老人と海
The Old Man and the Sea
作者アーネスト・ヘミングウェイ
国 アメリカ合衆国
言語英語
ジャンル中編小説
発表形態新聞掲載
初出情報
初出『ライフ』1952年9月1日号
挿絵ノエル・シックルズ
『老人と海』(ろうじんとうみ、The Old Man and the Sea)は、20世紀アメリカの作家アーネスト・ヘミングウェイによる中編小説[1][2]。出版は1952年で、ヘミングウェイの生前に刊行されてベストセラーとなった最後の作品である[3][4]。この作品により、ヘミングウェイは1953年にピューリッツァー賞、1954年にはノーベル文学賞を受賞した[3][5]。
巨大な魚と老漁夫の死闘の物語。誇り高い人間の栄光と悲劇を描いた名作。 『老人と海』の物語はきわめて単純で、キューバに住む一人の老漁師が84日間もの不漁の後、巨大なカジキを3日間にわたる死闘の末に捕獲するが、その後にサメに襲われ、獲物を食い尽くされてしまうという話である[6][2]。作品のプロットとしては、以下大きく5つの部分に分けることができる[7][8]。
物語のプロット
前日:プロローグ。キューバのハバナに暮らす老漁師サンチャゴ[注釈 1]は、84日間一匹も魚が獲れない日々が続いていた。老人を慕う少年マノーリンは老人とともに漁に出ていたが、両親の言いつけにより心ならずも別の舟に乗るようになっていた。老人は眠り、好きなライオンの夢を見る[10][11]。
第1日:早朝、老人は少年に見送られながら一人小舟を操って海に漕ぎ出す。沖に出た老人は明るくなる前に釣り綱を下ろす。昼ごろに当たりが来て、大物の手応えがあった。老人は綱を背中に回して踏ん張る。

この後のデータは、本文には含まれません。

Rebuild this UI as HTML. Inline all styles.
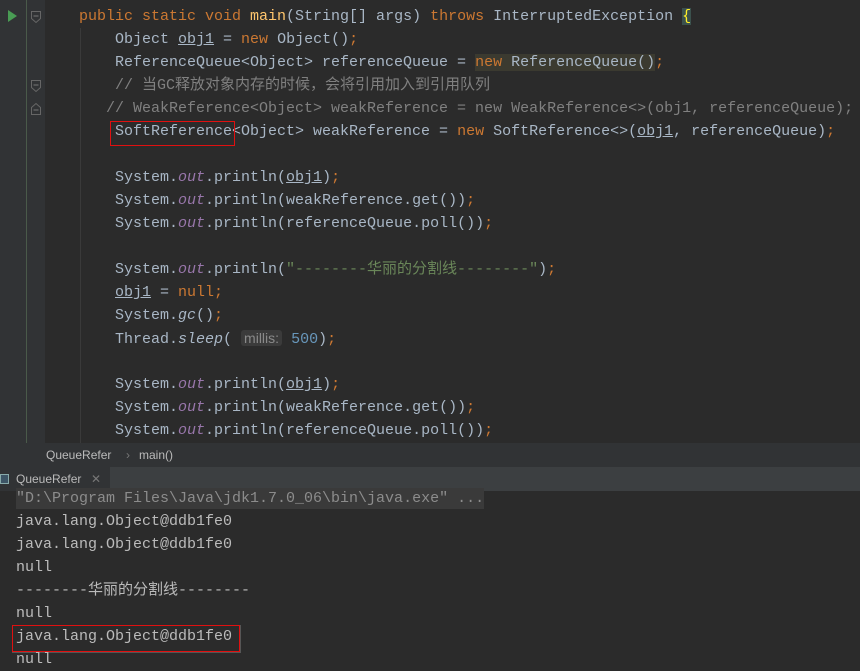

しかし、大魚は夜になっても小舟を曳きながら沖に向かって泳いでいく[10][11]。
第2日:大魚は小舟を引き続けている。根比べの最中、小鳥に気を取られた老人は、急に深く潜った大魚によって小舟の上に引き倒され、手を傷つけてしまう。綱を支えていた左手が痙攣を起こし、老人を悩ませる。大魚が水面に姿を見せるが、すぐに水中深く潜ってしまう。午後になり、老人の左手の痙攣が収まる。夕暮れ時、別の釣り綱にカジキが食いつき、老人は右手で大綱を支えながら左手で釣り上げる。日が沈むと、老人はしばらくの間まどろみ、イルカの群れや村の自分のベッド、そしてライオンの夢を見る[11][注釈 2]。
第3日:大魚が前進を止めて旋回を始める。老人は綱をたぐるが、疲労で気を失いかける。3度目の旋回から大魚が水面に浮かび上がる。老人は意識もうろうとなりながらも、力を振り絞って大魚に銛を打ち込む。大魚は一度跳ね上がって水中に潜り、やがて腹を見せて浮かび上がる。老人は仕留めた大魚を舷側に結びつけて帰路につく。